When the other team is winning
At the bar, cheers break out next to you when your center gets called for a ridiculous block. Why that anger rises up so quickly: Your team is part of your identity. “Your brain thinks, I don’t root for the team. I am the team,” says Daniel L. Wann, Ph.D., coauthor of Sport Fans: The Psychology and Social Impact of Fandom. “Move to a place where you’re around your fellow fans,” says Wann; being with your tribe restores some dopamine.
As the bar erupts
You’ve only known the people around you for 30 minutes, but they’re your people now. You get a bear hug, and you get a bear hug.
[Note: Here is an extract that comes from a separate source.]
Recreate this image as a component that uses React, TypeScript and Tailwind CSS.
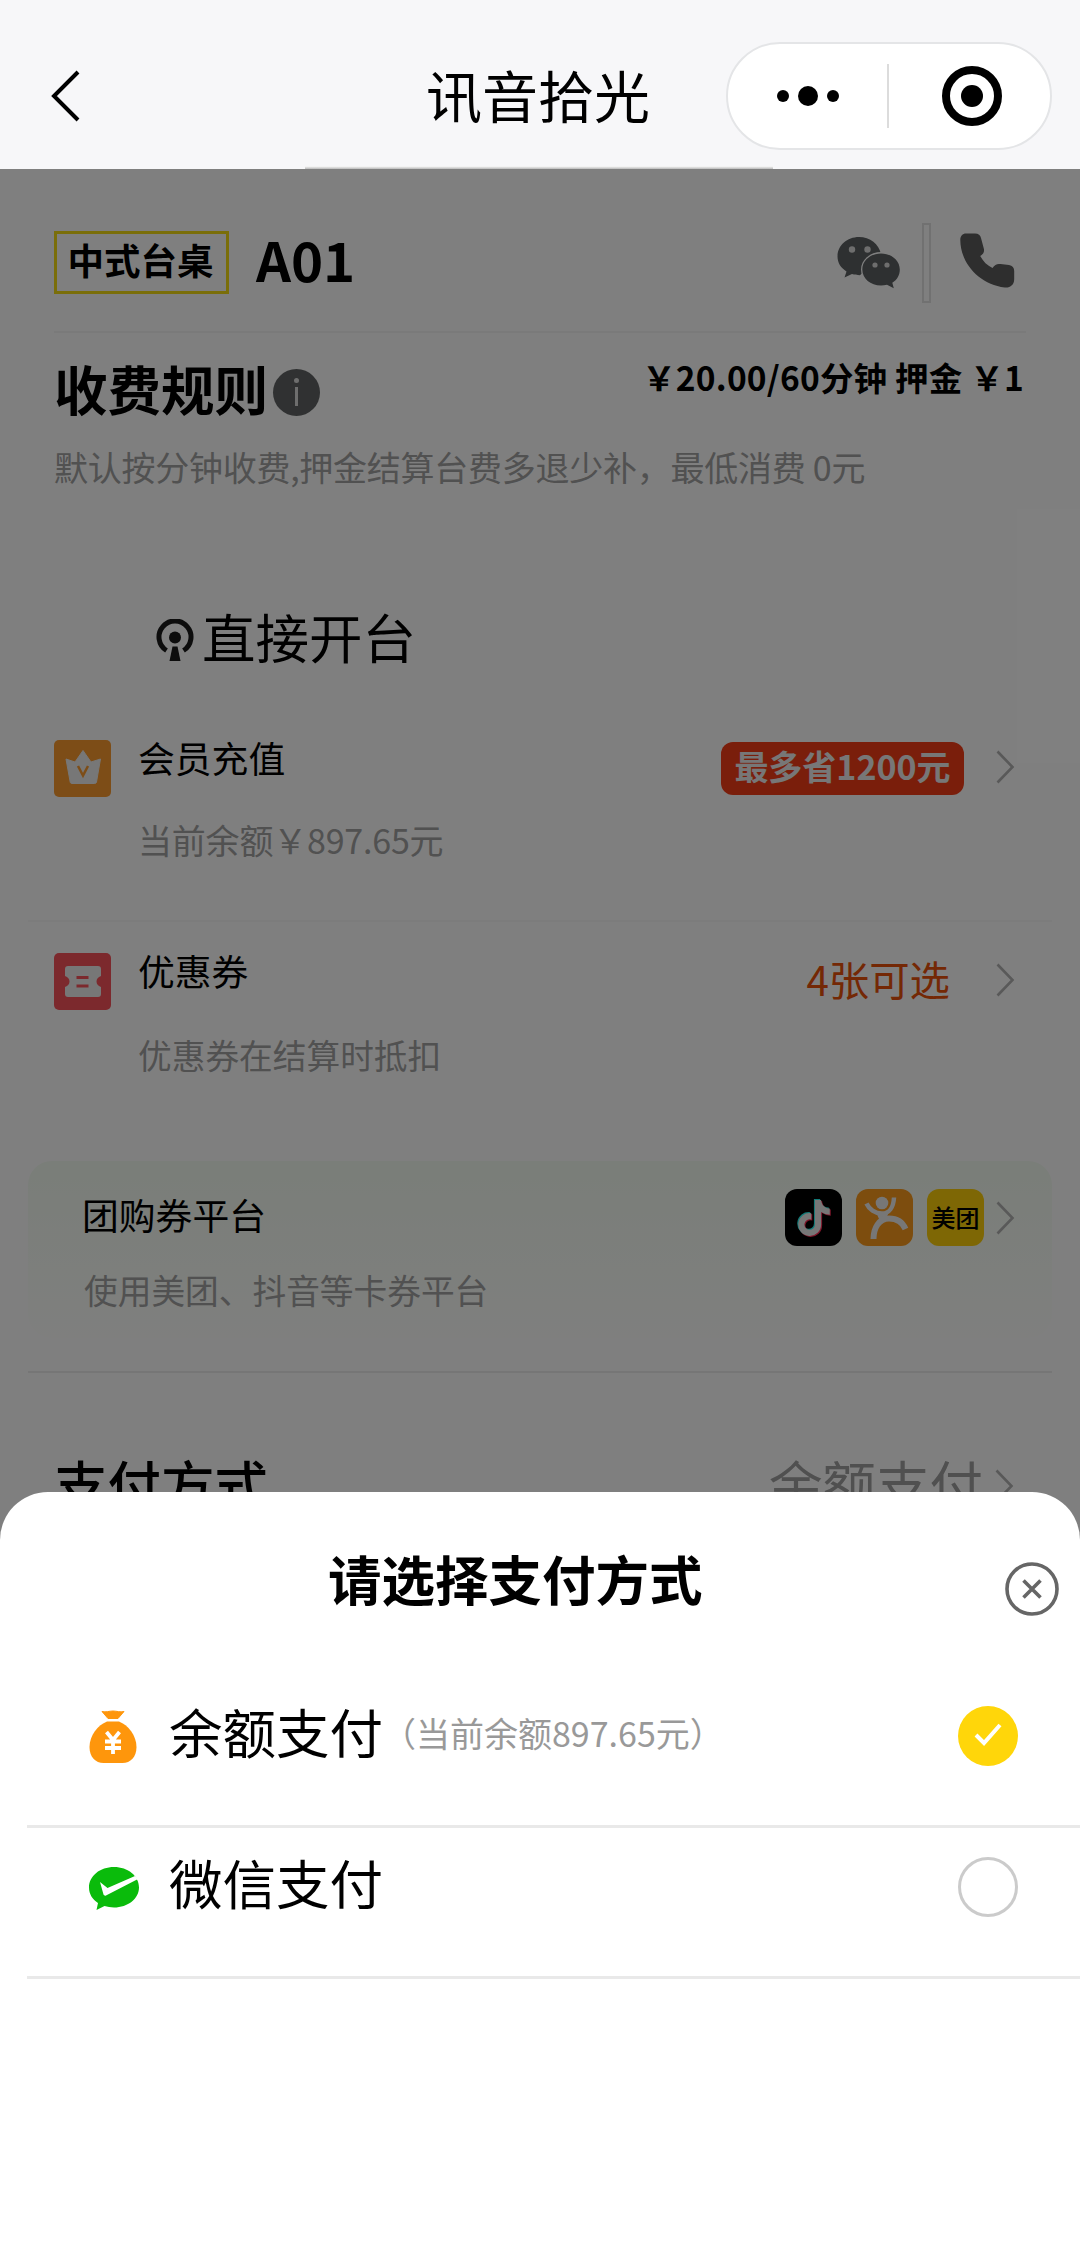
import type { ReactNode } from "react";
import { FaTiktok } from "react-icons/fa6";

function Chevron({ className = "" }: { className?: string }) {
  return (
    <svg className={"h-[34px] w-[19px] shrink-0 " + className} viewBox="0 0 19 34" fill="none" stroke="#b2b2b2" strokeWidth="2.6">
      <path d="M1.500 1.500 L16.500 17 L1.500 32.500" />
    </svg>
  );
}

function WechatIcon() {
  return (
    <svg className="h-[53px] w-[65px]" viewBox="0 0 65 53">
      <path fill="#5c6062" d="M22 1C10 1 .5 9.500.5 20.500c0 6.500 3.500 11.500 9 15L7.500 41.500l7.500-3.500c2.500.8 5 1.200 8 1.200L44 18C42 8 33 1 22 1z" />
      <ellipse cx="44" cy="33.500" rx="20" ry="17.500" fill="#fff" />
      <path fill="#5c6062" d="M44 17.500c-10.500 0-18.700 7-18.700 16s8.200 16 18.700 16c2 0 4-.2 6-.8l6.800 3.500-1.500-5.500c5-3 7.500-7.700 7.500-13.200 0-9-8.300-16-18.800-16z" />
      <g fill="#ddd">
        <circle cx="15" cy="13.500" r="3.200" />
        <circle cx="30.500" cy="13.500" r="3.200" />
        <circle cx="38" cy="29" r="2.600" />
        <circle cx="50" cy="29" r="2.600" />
      </g>
    </svg>
  );
}

function PhoneIcon() {
  return (
    <svg className="h-[55px] w-[55px]" viewBox="0 0 55 55" fill="#5c5c5c">
      <path d="M6 .5H15c3.500 0 5.300 1.500 6 4.500l2.800 10.500c.8 3.500-.3 5.500-3.600 7.500 3 5.500 7 9.500 12.300 12 2.300-3.500 4.500-4.500 8-4l8.500 1c3.500.6 5.200 2.500 5.200 6V46c0 6-4 9-9.500 8.500C20 51.500.5 31 .3 7 .3 3 2.500.5 6 .5z" />
    </svg>
  );
}

function BroadcastIcon() {
  return (
    <svg className="h-[42px] w-[38px]" viewBox="0 0 38 42">
      <path d="M10.500 31.500A16 16 0 1 1 27.500 31.500" fill="none" stroke="#1a1a1a" strokeWidth="5" />
      <circle cx="19" cy="18.500" r="6" fill="#1a1a1a" />
      <path d="M16.500 27.500h5l3 14.500h-11z" fill="#1a1a1a" />
    </svg>
  );
}

function CrownIcon() {
  return (
    <svg className="h-[57px] w-[57px]" viewBox="0 0 57 57">
      <rect width="57" height="57" rx="5" fill="#fa9b2f" />
      <path d="M12 19l9 3 8-11.500 8 11.500 9.500-3-4 23c-.2 1-1 1.500-2 1.500H18c-1 0-1.600-.5-1.800-1.500z" fill="#eee" stroke="#eee" strokeLinejoin="round" />
      <path d="M24 26l5 9.500 5-9.500" fill="none" stroke="#fa9b2f" strokeWidth="2.500" />
    </svg>
  );
}

function CouponIcon() {
  return (
    <svg className="h-[57px] w-[57px]" viewBox="0 0 57 57">
      <rect width="57" height="57" rx="5" fill="#f9525a" />
      <path d="M14 13h30c2 0 3 1 3 3v7c-3 1-4.500 3-4.500 5.500S44 33 47 34v7c0 2-1 3-3 3H14c-2 0-3-1-3-3v-7c3-1 4.500-3 4.500-5.500S14 24 11 23v-7c0-2 1-3 3-3z" fill="#eee" />
      <path d="M22.500 24.500h12M22.500 33h12" stroke="#f9525a" strokeWidth="2.800" />
    </svg>
  );
}

function DianpingIcon() {
  return (
    <svg className="h-[57px] w-[57px] rounded-[12px] bg-[#fb9a1c]" viewBox="0 0 57 57" fill="none" stroke="#eee">
      <circle cx="26" cy="14" r="6.300" fill="#eee" stroke="none" />
      <path d="M10.500 14.500C13 20 19 24.500 26 24.500c7 0 11.500-6 12-16" strokeWidth="4.500" />
      <path d="M20 23h13l-4 9-8 7 2-9z" fill="#eee" stroke="none" />
      <path d="M17.500 50C17.500 39 23 29.500 33 29.500c8 0 13.500 3.500 16.500 10.500" strokeWidth="6" />
    </svg>
  );
}

function MoneyBag() {
  return (
    <svg className="h-[54px] w-[50px]" viewBox="0 0 50 54">
      <path d="M14 1.500c4 1 7-.5 11-.5s7 1.500 11 .5L30 8.500H20z" fill="#fe960c" stroke="#fe960c" strokeLinejoin="round" />
      <path d="M19 11.500h12c9 3.500 17.500 14 17.500 25.500 0 10-6 16-14 16h-19C7.500 53 1.500 47 1.500 37 1.500 25.500 10 15 19 11.500z" fill="#fe960c" />
      <path d="M18.500 22l6.500 8 6.500-8M17 31.500h16M17 38h16M25 30v14" fill="none" stroke="#fff" strokeWidth="3.800" />
    </svg>
  );
}

function WechatPayIcon() {
  return (
    <svg className="h-[45px] w-[52px]" viewBox="0 0 52 45">
      <path d="M26 1C12 1 1 10 1 21.500 1 28 4.500 33.500 10 37l-1.500 7 8-4c3 .9 6 1.400 9.500 1.400 14 0 25-9 25-20C51 10 40 1 26 1z" fill="#0abb0b" />
      <path d="M12 16l7.500 6L47 10l3 3-32 16.500c-1 .5-2 0-2.500-1z" fill="#fff" />
    </svg>
  );
}

function PayRow({ icon, name, note, radio }: { icon: ReactNode; name: string; note?: string; radio: ReactNode }) {
  return (
    <div className="ml-[27px] flex h-[151px] items-center border-b-[3px] border-[#e9e9e9] pr-[62px] pl-[61px]">
      <div className="-mt-[30px] flex w-full items-center">
        <div className="mt-[2px] flex w-[81px]">{icon}</div>
        <span className="-mt-[11px] text-[53.500px] leading-[70px]">{name}</span>
        {note && <span className="-mt-[8px] -ml-px text-[34px] text-[#999]">{note}</span>}
        <div className="ml-auto">{radio}</div>
      </div>
    </div>
  );
}

export default function App() {
  return (
    <div className="relative h-[2263px] w-[1080px] overflow-hidden bg-white font-['Noto_Sans_CJK_SC',sans-serif] text-black">
      <header className="relative flex h-[169px] items-center bg-[#f7f7f9] pt-[23px] pr-[28px] pl-[51px]">
        <svg className="h-[52px] w-[30px]" viewBox="0 0 30 52" fill="none" stroke="#000" strokeWidth="4">
          <path d="M27 2L3 26l24 24" />
        </svg>
        <h1 className="mt-[-4px] ml-[345px] text-[56px] leading-[70px]">讯音拾光</h1>
        <div className="ml-auto flex h-[108px] w-[326px] items-center rounded-full border-2 border-[#e4e5e7] bg-white">
          <div className="flex w-[159px] items-center justify-center gap-[9px]">
            <i className="size-[12px] rounded-full bg-black" />
            <i className="size-[20px] rounded-full bg-black" />
            <i className="size-[12px] rounded-full bg-black" />
          </div>
          <div className="h-[64px] w-[2px] bg-[#dcdcdc]" />
          <div className="ml-[53px] flex size-[60px] items-center justify-center rounded-full border-[8px] border-black">
            <i className="size-[22px] rounded-full bg-black" />
          </div>
        </div>
        <div className="absolute bottom-0 left-[305px] h-[3px] w-[468px] bg-linear-to-b from-white to-[#b9b9b9]" />
      </header>

      <main className="relative h-[1400px] bg-white">
        <div className="mx-[54px] flex h-[164px] items-center border-b-2 border-[#f4f4f4] pt-[25px]">
          <div className="flex h-[63px] w-[175px] items-center justify-center border-[3px] border-[#f5dc14] pr-[2px] pb-[5px] text-[36.500px] leading-[50px] font-bold">中式台桌</div>
          <div className="mt-[-8px] ml-[27px] text-[54.500px] leading-[60px] font-bold">A01</div>
          <div className="ml-auto flex items-center pr-[11px]">
            <WechatIcon />
            <div className="ml-[20px] h-[80px] w-[9px] border-2 border-[#e2e2e2]" />
            <div className="mt-[-4px] ml-[29px]"><PhoneIcon /></div>
          </div>
        </div>

        <div className="mx-[54px] flex h-[113px] items-start justify-between">
          <div className="flex items-center pt-[18px]">
            <h2 className="text-[53.500px] leading-[74px] font-bold">收费规则</h2>
            <div className="mt-[8px] ml-[5px] flex size-[47px] flex-col items-center justify-center gap-[4px] rounded-full bg-[#606364]">
              <i className="size-[5px] rounded-full bg-[#ddd]" />
              <i className="h-[19px] w-[3px] bg-[#ddd]" />
            </div>
          </div>
          <div className="pt-[21px] pr-[2px] text-[33.500px] leading-[46px] font-bold tracking-[0.2px]">￥20.00/60分钟 押金 ￥1</div>
        </div>
        <p className="mx-[54px] mt-[-2px] text-[34px] leading-[46px] tracking-[-0.26px] text-[#a2a2a2]">默认按分钟收费,押金结算台费多退少补，最低消费 0元</p>

        <div className="mt-[115px] ml-[156px] flex h-[70px] items-center">
          <BroadcastIcon />
          <span className="-mt-[8px] ml-[8px] text-[53.500px] leading-[70px]">直接开台</span>
        </div>

        <section className="mx-[28px] mt-[64px] flex h-[183px] items-start border-b-2 border-[#f8f8f8] pl-[26px]">
          <div className="pt-[1px]"><CrownIcon /></div>
          <div className="ml-[27px]">
            <div className="mt-[-6px] text-[36.800px] leading-[48px]">会员充值</div>
            <div className="mt-[36px] text-[34px] leading-[46px] tracking-[-0.2px] text-[#a2a2a2]">当前余额￥897.65元</div>
          </div>
          <div className="ml-auto flex items-start pt-[3px] pr-[37px]">
            <div className="mr-[32px] flex h-[53px] w-[243px] items-center justify-center rounded-[12px] bg-[#f53c17] pb-[6px] text-[34px] font-bold text-[#eee]">最多省1200元</div>
            <Chevron className="mt-[8px]" />
          </div>
        </section>

        <section className="mx-[28px] mt-[30px] flex h-[209px] items-start pl-[26px]">
          <div className="pt-[1px]"><CouponIcon /></div>
          <div className="ml-[27px]">
            <div className="mt-[-6px] text-[36.800px] leading-[48px]">优惠券</div>
            <div className="mt-[38px] text-[33.700px] leading-[46px] text-[#a2a2a2]">优惠券在结算时抵扣</div>
          </div>
          <div className="ml-auto flex items-start pr-[37px]">
            <div className="mr-[46px] text-[40.400px] leading-[54px] text-[#e8500a]">4张可选</div>
            <Chevron className="mt-[11px]" />
          </div>
        </section>

        <section className="mx-[28px] flex h-[177px] items-start rounded-[24px] bg-linear-to-b from-[#f4fcf2] to-[#fefffd] pl-[54px]">
          <div className="pt-[29px]">
            <div className="text-[36.800px] leading-[48px]">团购券平台</div>
            <div className="mt-[29px] pl-[2px] text-[33.700px] leading-[46px] text-[#a2a2a2]">使用美团、抖音等卡券平台</div>
          </div>
          <div className="ml-auto flex items-center pt-[28px] pr-[37px]">
            <div className="relative size-[57px] rounded-[12px] bg-black">
              <FaTiktok className="absolute top-[10px] left-[10px] size-[36px] text-[#25f4ee]" />
              <FaTiktok className="absolute top-[12px] left-[12px] size-[36px] text-[#fe2c55]" />
              <FaTiktok className="absolute top-[11px] left-[11px] size-[36px] text-[#eee]" />
            </div>
            <div className="ml-[14px]"><DianpingIcon /></div>
            <div className="ml-[14px] flex size-[57px] items-center justify-center rounded-[12px] bg-[#fccf0a] pb-[1px] text-[24px] leading-none font-medium">
              美团
            </div>
            <Chevron className="ml-[12px]" />
          </div>
        </section>
        <div className="mx-[28px] mt-[33px] h-[2px] bg-[#ececec]" />

        <div className="mt-[75px] flex h-[70px] items-center pr-[66px] pl-[54px]">
          <span className="text-[53.500px] leading-[70px] font-medium">支付方式</span>
          <span className="ml-auto text-[53.500px] leading-[70px] text-[#a0a0a0]">余额支付</span>
          <Chevron className="mt-[6px] ml-[12px]" />
        </div>
        <div className="absolute inset-0 bg-black/50" />
      </main>

      <div role="dialog" className="absolute inset-x-0 top-[1492px] bottom-0 rounded-t-[48px] bg-white">
        <div className="flex h-[185px] items-center pr-[21px] pl-[328px]">
          <h2 className="mt-[-13px] text-[53.500px] leading-[70px] font-bold">请选择支付方式</h2>
          <svg className="mt-[9px] ml-auto size-[54px]" viewBox="0 0 54 54" fill="none" stroke="#666" strokeWidth="3.600">
            <circle cx="27" cy="27" r="25" />
            <path d="M18.500 18.500l17 17M35.500 18.500l-17 17" />
          </svg>
        </div>
        <PayRow
          icon={<MoneyBag />}
          name="余额支付"
          note="（当前余额897.65元）"
          radio={
            <svg className="size-[60px]" viewBox="0 0 60 60" fill="none">
              <circle cx="30" cy="30" r="30" fill="#ffd60a" />
              <path d="M18 29l8 8 16-18" stroke="#fff" strokeWidth="4" />
            </svg>
          }
        />
        <PayRow
          icon={<WechatPayIcon />}
          name="微信支付"
          radio={<div className="size-[60px] rounded-full border-[3px] border-[#cbcbcb]" />}
        />
      </div>
    </div>
  );
}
All that standing together and cheering fills that human need for affiliation and community, says Samuel Sommers, Ph.D., coauthor of This Is Your Brain on Sports. It’s psychologically healthy, says Wann. So there’s no such thing as “only” a game.
When you’re up by ten
Just watching a perfect moment—like UMBC upsetting top-seeded Virginia in the first round last spring, perhaps—lights up pleasure centers in the brain that are usually only activated when you experience pleasure firsthand, not secondhand. Mirroring on-court high fives in real life heightens the elation.
When it didn’t go well
No win, no dopamine hit. On top of it, when your team’s eliminated, loss also activates the same parts of the brain that come online when you experience pain. The hack for this: Start watching your archrival play. “Research shows that seeing a team that you don’t like lose gives you the same pleasure in your brain as watching your favorite team do well,” says Sommers. “It can be rewarding in a schadenfreude kind of way.”